Sunak has no real feeling for D-Day, no feeling for the British people, no feeling for Britain. I wrote the previous sentence with great reluctance because I know some will hear it as a dog-whistle against the first British Asian prime minister. All I can say is that there is no coded meaning here and certainly no racist intent. It is Sunak’s flaws as a politician, not his heritage, that make him stand apart from the nation he leads. 

Sunak is not an evil man. He comes across as a loving husband and a devoted father. He is easier to pity than to hate. He is just singularly unsuited to the office he holds and plainly unable to fake his way through. In that he fails to meet even the low bar cleared by the leader of the opposition. The D-Day commemorations were Sir Keir Starmer’s first official engagement as Prime Minister.

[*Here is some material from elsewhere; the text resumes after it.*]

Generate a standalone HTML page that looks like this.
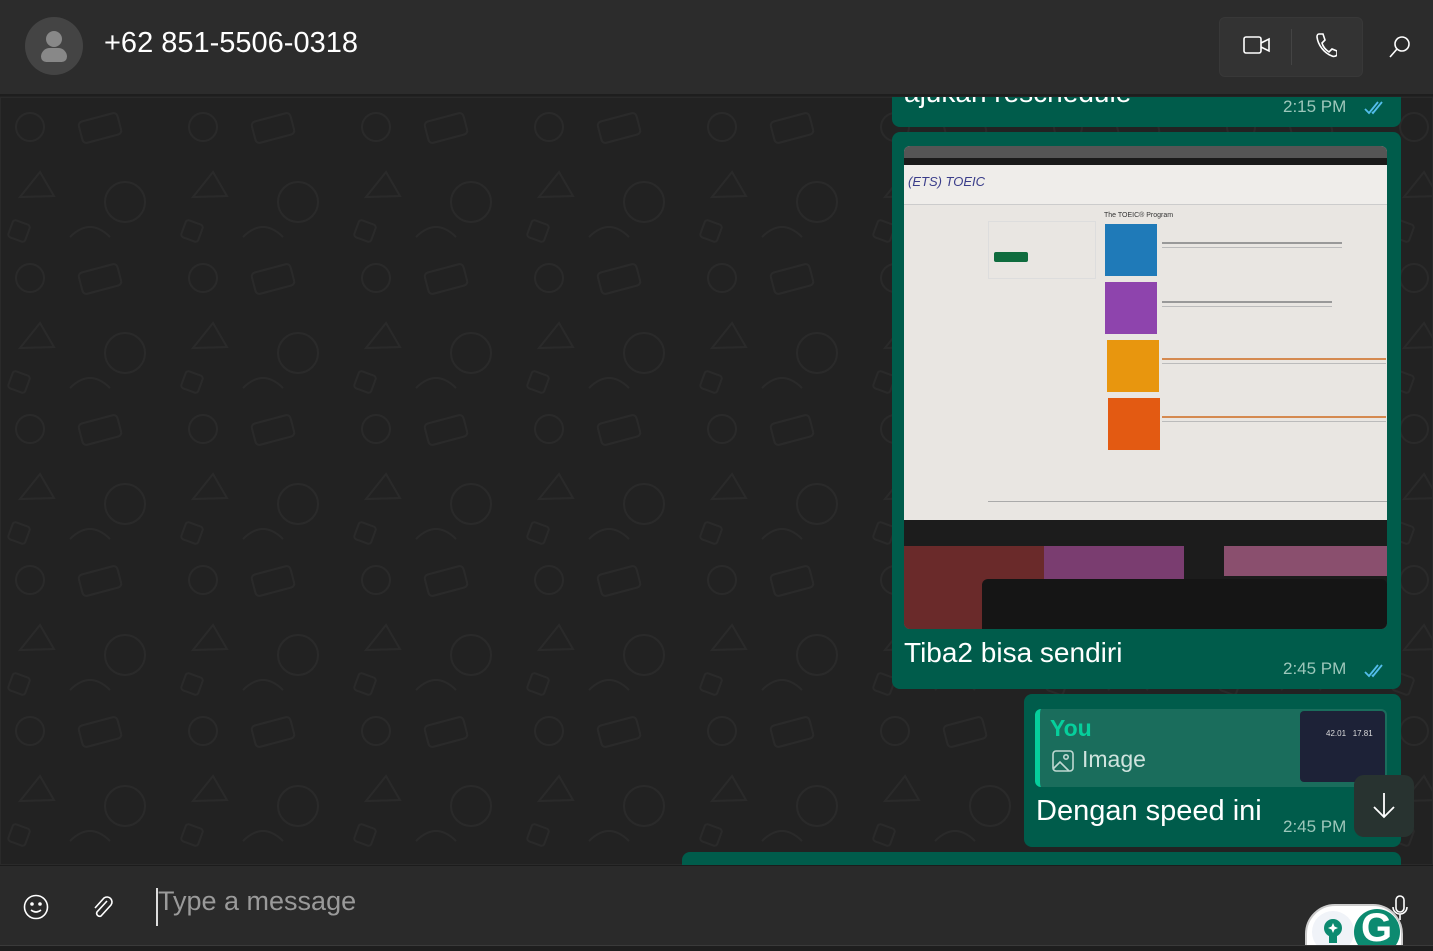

He stayed, he listened, he showed respect. He represented our country in a way our prime minister could not. 

The Labour leader will not be long in Downing Street before his own faults become undeniable even to his army of columnist fan boys. To mistake him for a person of character or courage or moral leadership requires a lobotomy for the period 2015 to 2019 inclusive. He is a man of no discernible quality save an instinct for personal survival and that public sector speciality of managing mediocrity. But after 19 months of Rishi Sunak, mediocrity looks prime ministerial.